Dr. Udo Kords, Wedel
Wohlstand für wenige
Ich finde Professor Susskinds These, unendliches Wachstum auf unserem endlichen Planeten sei möglich, erstaunlich im Verhältnis zu seinen übrigen klugen Bemerkungen. Es geht nicht darum, dass es beliebig viele Songs geben kann, sondern es geht um den Ressourcenverbrauch einer wachsenden Menschheit. Ich sehe für diese Behauptung keinen Beleg, da ich trotz allen technisch-wissenschaftlichen Fortschritts an Arbeits- und Rohstoffproduktivität keine Verbrauchsstagnation und auch keinen Rückgang erkennen kann.
Selbst wenn eine globale Dekarbonisierung gelingt, stoßen wir auf die nächsten Engpässe bei den für Photovoltaik, Windgeneratoren und Wasserstofftechnologien erforderlichen Rohstoffen, deren Abbau in fernen Ländern auf immer mehr Akzeptanzhürden stößt bei den dort betroffenen Menschen – gerade bei Lithium, das für Batterien wichtig und eine erhoffte Kernfusion entscheidend ist.
Allein die Angleichung des Lebensstandards von bereits fast sieben Milliarden armen Menschen an jenen, den vielleicht eine Milliarde Europäer, Amerikaner, vielleicht 500 Millionen Asiaten und kleinere Minderheiten in der übrigen Welt genießen, wäre ein nicht leistbarer Zuwachs an materiellem Konsum und Verbrauch von bisher unentgeltlichen Leistungen der Natur.

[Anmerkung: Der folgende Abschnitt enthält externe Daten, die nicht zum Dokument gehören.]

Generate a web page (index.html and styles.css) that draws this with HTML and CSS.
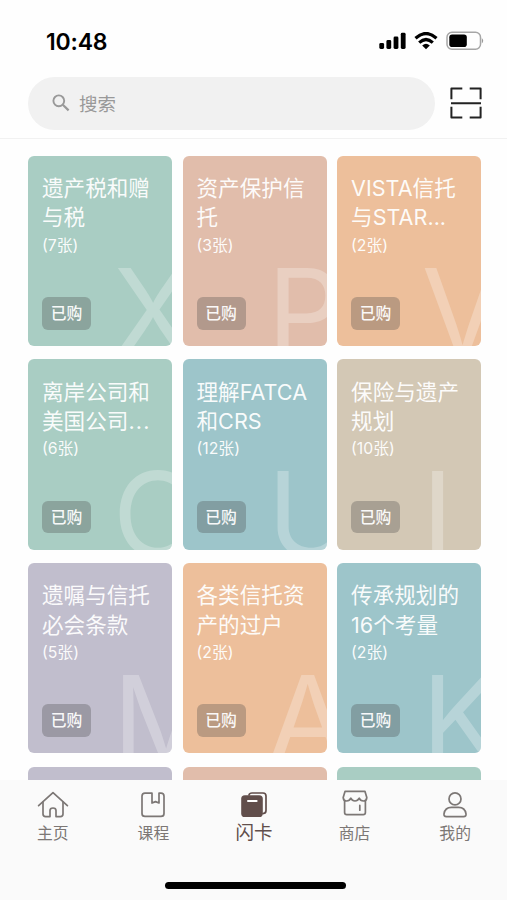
FILE: index.html
```html
<!DOCTYPE html>
<html lang="zh-CN">
<head>
    <meta charset="UTF-8">
    <meta name="viewport" content="width=device-width, initial-scale=1.0">
    <title>闪卡</title>
    <link rel="stylesheet" href="styles.css">
</head>
<body>
<div class="app">
    <div class="status">
        <span class="time">10:48</span>
        <div class="status-icons">
            <svg width="28" height="18" viewBox="0 0 28 18">
                <rect x="0.3" y="11" width="4.8" height="6" rx="1.4"/>
                <rect x="7.4" y="8" width="4.8" height="9" rx="1.4"/>
                <rect x="14.6" y="4.6" width="4.8" height="12.4" rx="1.4"/>
                <rect x="21.8" y="0.8" width="4.8" height="16.2" rx="1.4"/>
            </svg>
            <svg class="wifi" width="24" height="18" viewBox="0 0 24 18">
                <path d="M1.5 6.2 Q12 -3.2 22.5 6.2 M5.2 10.6 Q12 4.4 18.8 10.6" fill="none" stroke="#000" stroke-width="3.2"/>
                <path d="M8.2 13.4 Q12 10 15.8 13.4 L12 17.2 Z"/>
            </svg>
            <svg class="battery" width="38" height="20" viewBox="0 0 38 20">
                <rect x="1" y="1.3" width="33.5" height="17" rx="5" fill="none" stroke="#a6a6a6" stroke-width="1.5"/>
                <rect x="3.3" y="3.5" width="17.5" height="12.6" rx="2.8"/>
                <path d="M35.8 7 Q38.6 9.8 35.8 12.6 Z" fill="#999"/>
            </svg>
        </div>
    </div>

    <div class="header">
        <div class="search">
            <svg width="18" height="18" viewBox="0 0 18 18" fill="none" stroke="#999" stroke-width="1.9">
                <circle cx="6.8" cy="6.8" r="5.4"/>
                <path d="M10.8 10.8 L16.6 16.4" stroke-width="2.2"/>
            </svg>
            <span>搜索</span>
        </div>
        <svg class="scan" width="32" height="32" viewBox="0 0 32 32" fill="none" stroke="#222" stroke-width="2" stroke-linejoin="round">
            <path d="M1.4 12.3 V1.4 H12.3 M19.7 1.4 H30.6 V12.3 M1.4 19.7 V30.4 H12.3 M19.7 30.4 H30.6 V19.7 M1 16.2 H31"/>
        </svg>
    </div>

    <div class="cards">
        <div class="card green">
            <h2>遗产税和赠<br>与税</h2>
            <p>(7张)</p>
            <span class="tag">已购</span>
            <span class="letter">X</span>
        </div>
        <div class="card pink">
            <h2>资产保护信<br>托</h2>
            <p>(3张)</p>
            <span class="tag">已购</span>
            <span class="letter">P</span>
        </div>
        <div class="card orange">
            <h2>VISTA信托<br>与STAR...</h2>
            <p>(2张)</p>
            <span class="tag">已购</span>
            <span class="letter">V</span>
        </div>
        <div class="card green">
            <h2>离岸公司和<br>美国公司<span class="dots">...</span></h2>
            <p>(6张)</p>
            <span class="tag">已购</span>
            <span class="letter">O</span>
        </div>
        <div class="card blue">
            <h2>理解FATCA<br>和CRS</h2>
            <p>(12张)</p>
            <span class="tag">已购</span>
            <span class="letter">U</span>
        </div>
        <div class="card sand">
            <h2>保险与遗产<br>规划</h2>
            <p>(10张)</p>
            <span class="tag">已购</span>
            <span class="letter">I</span>
        </div>
        <div class="card purple">
            <h2>遗嘱与信托<br>必会条款</h2>
            <p>(5张)</p>
            <span class="tag">已购</span>
            <span class="letter">M</span>
        </div>
        <div class="card orange">
            <h2>各类信托资<br>产的过户</h2>
            <p>(2张)</p>
            <span class="tag">已购</span>
            <span class="letter">A</span>
        </div>
        <div class="card blue">
            <h2>传承规划的<br>16个考量</h2>
            <p>(2张)</p>
            <span class="tag">已购</span>
            <span class="letter">K</span>
        </div>
        <div class="card purple"></div>
        <div class="card pink"></div>
        <div class="card green"></div>
    </div>

    <div class="tabbar">
        <div class="tabs">
            <div class="tab">
                <svg width="32" height="28" viewBox="0 0 32 28">
                    <path d="M1.6 14.6 L16 1.6 L30.4 14.6"/>
                    <path d="M6 11 V23 Q6 25.6 8.6 25.6 H13 V19.5 Q13 17 16 17 Q19 17 19 19.5 V25.6 H23.4 Q26 25.6 26 23 V11"/>
                </svg>
                <span>主页</span>
            </div>
            <div class="tab">
                <svg width="32" height="28" viewBox="0 0 32 28">
                    <path d="M15 2.2 H8 Q5 2.2 5 5.2 V22.4 Q5 25.4 8 25.4 H24 Q27 25.4 27 22.4 V5.2 Q27 2.2 24 2.2 H22 V12 L18.5 10.6 L15 12 Z"/>
                </svg>
                <span>课程</span>
            </div>
            <div class="tab active">
                <svg width="32" height="28" viewBox="0 0 32 28">
                    <path d="M11 4 Q11.4 2 14 2 H25 Q28 2 28 5 V19.6 Q28 22.6 25 22.6"/>
                    <rect x="3.2" y="4.2" width="21.6" height="21.8" rx="3.6" fill="#614e4b" stroke="none"/>
                    <path d="M10 9.9 H18.6" stroke="#fff" stroke-width="2"/>
                </svg>
                <span>闪卡</span>
            </div>
            <div class="tab shop">
                <svg width="32" height="28" viewBox="0 0 32 28">
                    <path d="M6 2.4 H26 L27.8 8.6 Q27.6 12 24.4 12 Q21.4 12 20.2 9.2 Q18.8 12 16 12 Q13.2 12 11.8 9.2 Q10.6 12 7.6 12 Q4.4 12 4.2 8.6 Z"/>
                    <path d="M5.6 11.6 V23.4 Q5.6 25.6 7.8 25.6 H24.2 Q26.4 25.6 26.4 23.4 V11.6 M20.8 16.4 V21.2"/>
                </svg>
                <span>商店</span>
            </div>
            <div class="tab">
                <svg width="32" height="28" viewBox="0 0 32 28">
                    <circle cx="16" cy="7.9" r="6"/>
                    <path d="M7.4 25.6 H24.6 Q27.4 25.6 27 22.8 Q26 16.4 19.6 16.4 H12.4 Q6 16.4 5 22.8 Q4.6 25.6 7.4 25.6 Z"/>
                </svg>
                <span>我的</span>
            </div>
        </div>
        <div class="home-bar"></div>
    </div>
</div>
</body>
</html>
```

FILE: styles.css
```css
* {
    box-sizing: border-box;
    margin: 0;
    padding: 0;
}

body {
    background: #fefefe;
    font-family: Inter, "Noto Sans CJK SC", sans-serif;
}

.app {
    height: 900px;
    overflow: hidden;
    display: flex;
    flex-direction: column;
}

/* status bar */
.status {
    height: 77px;
    flex: none;
    padding: 5px 23px 0 46px;
    display: flex;
    align-items: center;
    justify-content: space-between;
}

.time {
    font-size: 23px;
    font-weight: 600;
    letter-spacing: -0.2px;
    padding-top: 1px;
}

.status-icons {
    display: flex;
    align-items: center;
}

.wifi {
    margin-left: 7px;
}

.battery {
    margin-left: 8px;
}

/* search */
.header {
    height: 62px;
    flex: none;
    padding: 0 25px 9px 28px;
    display: flex;
    align-items: center;
    justify-content: space-between;
    border-bottom: 1.5px solid #f1f1f1;
}

.search {
    width: 407px;
    height: 53px;
    border-radius: 27px;
    background: #f1f1f1;
    padding-left: 24px;
    display: flex;
    align-items: center;
    gap: 9px;
    color: #999;
    font-size: 18.5px;
}

/* cards */
.cards {
    flex: 1;
    min-height: 0;
    overflow: hidden;
    padding: 16.5px 25.7px 0 28.2px;
    display: grid;
    grid-template-columns: repeat(3, 1fr);
    grid-auto-rows: 190.5px;
    column-gap: 10.5px;
    row-gap: 13.2px;
}

.card {
    position: relative;
    overflow: hidden;
    border-radius: 6px;
    padding: 18.5px 0 16.5px 13.8px;
    display: flex;
    flex-direction: column;
    align-items: flex-start;
    color: rgba(255, 255, 255, 0.95);
    white-space: nowrap;
}

.card h2 {
    font-size: 21.6px;
    font-weight: 400;
    line-height: 29.3px;
}

.dots {
    letter-spacing: 1.2px;
}

.card p {
    font-size: 15.8px;
    line-height: 25px;
}

.tag {
    margin-top: auto;
    width: 49px;
    height: 32.5px;
    line-height: 34px;
    border-radius: 6px;
    background: rgba(70, 70, 70, 0.3);
    font-size: 15.8px;
    font-weight: 500;
    text-align: center;
}

.letter {
    position: absolute;
    left: 84.5px;
    top: 96px;
    font-family: Inter, sans-serif;
    font-size: 118px;
    line-height: 118px;
    color: rgba(255, 255, 255, 0.27);
}

.green { background: #a9cdc3; }
.pink { background: #e1bdab; }
.orange { background: #edbf9b; }
.blue { background: #9dc5ca; }
.sand { background: #d3c8b5; }
.purple { background: #c1becd; }

/* bottom tabs */
.tabbar {
    height: 120.5px;
    flex: none;
    background: #fafafa;
    display: flex;
    flex-direction: column;
    align-items: center;
    justify-content: space-between;
    padding: 0 0 11px 3px;
}

.tabs {
    width: 100%;
    padding: 11px 1px 0 0;
    margin-left: -1px;
    display: flex;
}

.tab {
    flex: 1;
    display: flex;
    flex-direction: column;
    align-items: center;
    color: #7c7775;
    font-size: 15.8px;
    line-height: 24px;
}

.tab svg {
    fill: none;
    stroke: #7c7775;
    stroke-width: 1.7;
    stroke-linejoin: round;
    stroke-linecap: round;
    margin-bottom: 3px;
}

.active {
    color: #614e4b;
    font-size: 18.5px;
}

.active svg {
    stroke: #614e4b;
    margin-bottom: 1px;
}

.shop svg {
    margin-top: -2px;
    margin-bottom: 5px;
}

.home-bar {
    width: 181px;
    height: 7px;
    border-radius: 4px;
    background: #000;
}
```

Natürlich können wir das zu Recht problematisierte Bruttoinlandsprodukt (BIP) aufblasen, indem wir uns in kommerziellen Beziehungen gegenseitig die Haare schneiden oder den Rasen mähen. Wir können sogar davon träumen, dass die Menschheit gemeinsam die Erderwärmung und die Meeresverschmutzung aufhält, um sich einsichtsvoll die unproduktiven Kosten der Katastrophenbewältigung zu ersparen, aber die real existierende Menschheit wird daran scheitern.
Deshalb ist die realistische Perspektive eine Verknappung der erwähnten Rohstoff- und Naturressourcen mit Kostensteigerungen ihrer sauberen Gewinnung und Nutzung, deren Preiseffekt tatsächlich Innovationsanreiz bringt, aber auch Verminderung der Verbräuche. Was der Menschheit bleibt, Wachstum zu nennen, ist erstaunlich, für mich nicht überzeugend.